Aaron: When I listen to you talk about this, I looked out over this sea of young people, um, who wanna do this kind of stuff. What was so striking to me was these thinkers were thinking 40–50 years in the future. They weren’t thinking about a product they could make tomorrow. I mean, there does seem to be a utopian level while they were trying to make it tomorrow, but they were setting the bar way out ahead of themselves. And there’s something about ideas that are generated when you’ve got that 50 year stare as opposed to ideas that, like, you could maybe get funded as a start up right now.

Molly: Right now, yeah. You model intelligence with whatever you have at hand. You know, I assume 2,000 years ago people had artificial intelligence, they had novel ways of communicating at great distances, long before we had telephones and telegraphs. Right? Here’s what I wonder. Are we modeling the same thing, using the tools at hand? And maybe these ideas are actually very old.

Aaron: It does not surprise me that this book and this line of thinking comes out of the history of architecture, because buildings are the things that we have to think about in the 100 year span. We do not-

Molly: Mm-hmm (affirmative)

Aaron: think about cell phone design in the 100 year span.

Molly: No.

Aaron: We do not think about- really we don’t think about almost anything in the 100 year span.

Molly: No.

Aaron: And- except potentially like being able to live on the Earth and what buildings will look like because we have a pretty good guide that buildings last over 100 years.

Molly: Yeah.

Aaron: If they’re properly built.

Molly: My house of the future is 120 years old.

Aaron: Do you think that was- those gu- why this started with architecture? Was because of that length that it has?

Molly: I think that’s part of it, and I think metaphors.

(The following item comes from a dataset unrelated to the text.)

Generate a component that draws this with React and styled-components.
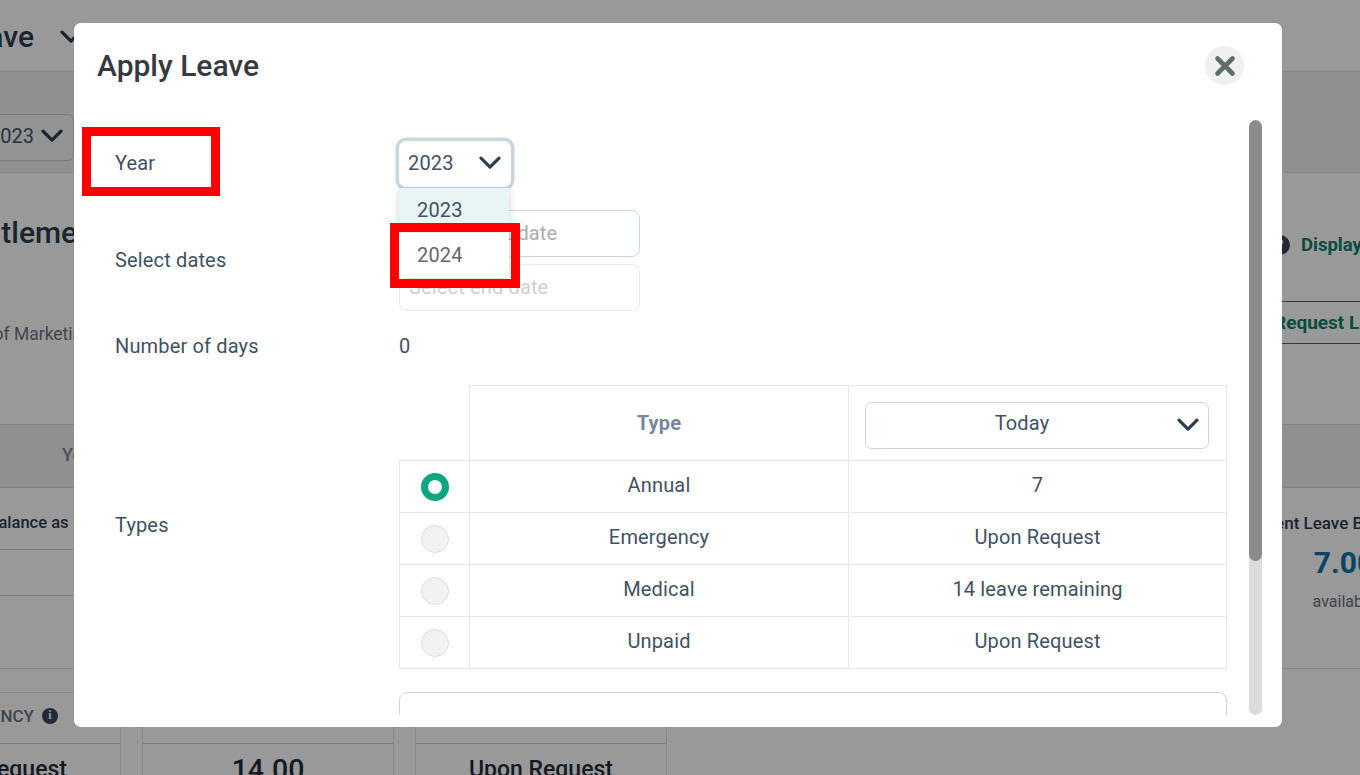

Aaron: Mm-hmm (affirmative)

Molly: You know, we all know what a building is and we all have an idea of what a city or a town is and we have our own feelings of what it is to move through those- those spaces. Those metaphors were powerful ways to think of structuring the early chaos of the world wide web in the 1990s when the web was a much uglier place than it is today.

I also think the longevity is nice and I wish there would be more thought given to the ramifications of desi- design decisions and funding decisions of start ups and technologies but the other thing about architecture is it gives you an interface. Right? All technologies need an interface for people or even programmers to understand them. And architecture was one of the first places where those interfaces developed.

Aaron: How can people who want to read this book, um, find it?

Molly: You can go to my website, which is girlwonder.com. And you can find it on Amazon. You can also find it- it’s MIT Press’ website as well.

Aaron: Google can be used to locate this book.

Molly: This is right.

Aaron: Um, well thank you very much Molly. It’s been great conversation.

Molly: Thank you so much Aaron, it’s been great.